Si algo ha quedado claro en las tres primeras jornadas de Liga es que el Barça es, ahora mismo, un equipo falto de equilibrio. Se puede aducir que la ausencia de Messi desnivela a cualquiera, y más si viene acompañada de una lesión de Suárez, el segundo máximo goleador azulgrana. Pero todavía somos un buen puñado de culés los que creemos en la fuerza de un conjunto de jugadores capaz de mover la bola con paciencia y sentido. Para empezar, porque sabemos que si Argentina o Uruguay fueran capaces de desplegar un fútbol como el del Barça cuando este se recuerda a sí mismo, Maradona solo podría presumir de tatuajes y nadie se acordaría ya del Maracanazo de Ghiggia.

Valverde ha presentado un Barcelona deslavazado en el arranque de la temporada. Y no es que El Txingurri tenga poco crédito, es que después del ridículo de Liverpool debe tanto al barcelonismo que debería pasarse dos meses ganando todos los partidos por no menos de 5-0. Luego la temporada se lo llevará por delante como no espabile. Sin embargo, la alineación de Frenkie De Jong, Arthur y Busquets en el centro del campo durante el partido contra Osasuna alumbró en la culerada una nueva esperanza. No por los tres jugadores en sí (que también, como decía Rajoy), sino por lo que representan.

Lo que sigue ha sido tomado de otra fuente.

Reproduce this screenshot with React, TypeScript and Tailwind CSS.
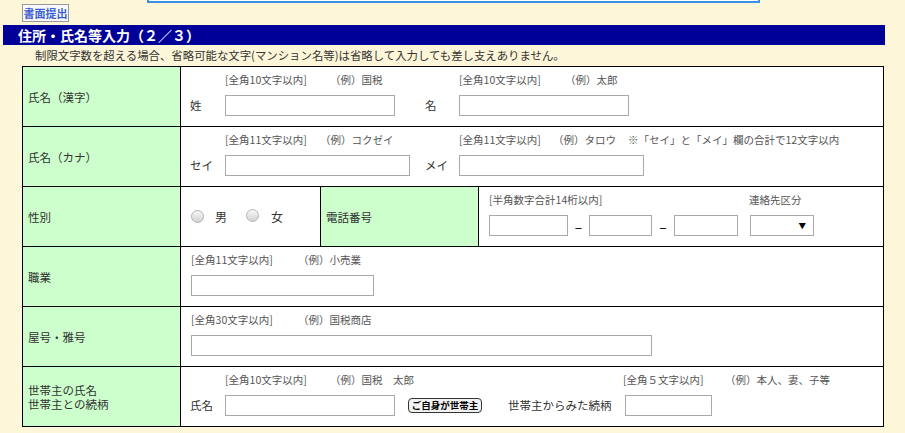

Los años de Valverde nos han recordado a los culés veteranos y han enseñado a los cachorros que hay dos cosas que el Barcelona tolera muy mal. Una es la persistencia en el error (ver: repetir once en Roma y Liverpool). La otra es prescindir de una jerarquía clara en el centro del campo. Eso no quiere decir que tengan que jugar siempre los mismos, pero sí que ese armazón debe servir como refugio al equipo cuando vienen mal dadas: por ejemplo, cuando se te lesionan dos tíos que el año pasado metieron 76 goles entre los dos. Y también como una estructura firme, de líneas nítidas, para que los canteranos que aparecen en la alineación titular -sea por necesidad o, mejor aún, por gusto- no tengan la sensación de que han de construir de la nada.

Arthur Melo saludando a Valverde en un cambio / EFE

Arthur Melo saludando a Valverde en un cambio / EFE

Los minutos que De Jong, Arthur y Busquets compartieron en El Sadar, con gol incluido del brasileño, sonaron a mantra. A puerto seguro. A oración de fe. Si a Sergi Roberto lo han cruzado de posición tantas veces que ya ni se tiene en pie, si Arturo Vidal prefiere la demolición a la arquitectura, si Rakitic necesita medir muy bien la gasolina que gasta y si Riqui Puig, talentazo, está más verde que Irlanda, es responsabilidad de Valverde, como de todo técnico azulgrana, coger a sus tres mejores peloteros y ponerlos a pelotear.

Cualquier otra cosa es caminar por el filo del barranco. Desordenar el equipo hasta obligarlo a improvisar cada pase, cada desmarque. Esperar un gol por partido de un delantero novato. Pedirle a un chico de 16 años que apague incendios fuera de casa sin que le tiemblen las piernas después. Un disparate, vamos. Bastante bien le sale.

Como si fuera un indicador del necesario despertar de la Fuerza perdida, el vilipendiado Busquets ha vuelto de la montaña como un viejo Ben Kenobi. Olvidado en un absurdo fútbol de transición, donde se ha dado tanto protagonismo a los goleadores que sin ellos ya no se juega a nada, el Obi Wan de Badía aprovechó que el medio campo regresaba del olvido durante los dos últimos partidos para marcarse sendos recitales.

El retorno del jedi Busquets, y con él un regreso del Barça a armas futbolísticas más nobles (la circulación ágil, el balón de lado a lado para catapultar a los laterales, la presión coordinada tras pérdida, la llegada desde la segunda línea), ocurre en el momento más oportuno. Porque no se puede consentir que el entrenador del Fútbol Club Barcelona se incline ni un minuto más hacia el lado oscuro.

Y, sobre todo, porque el Imperio suma ya tres victorias en tres partidos.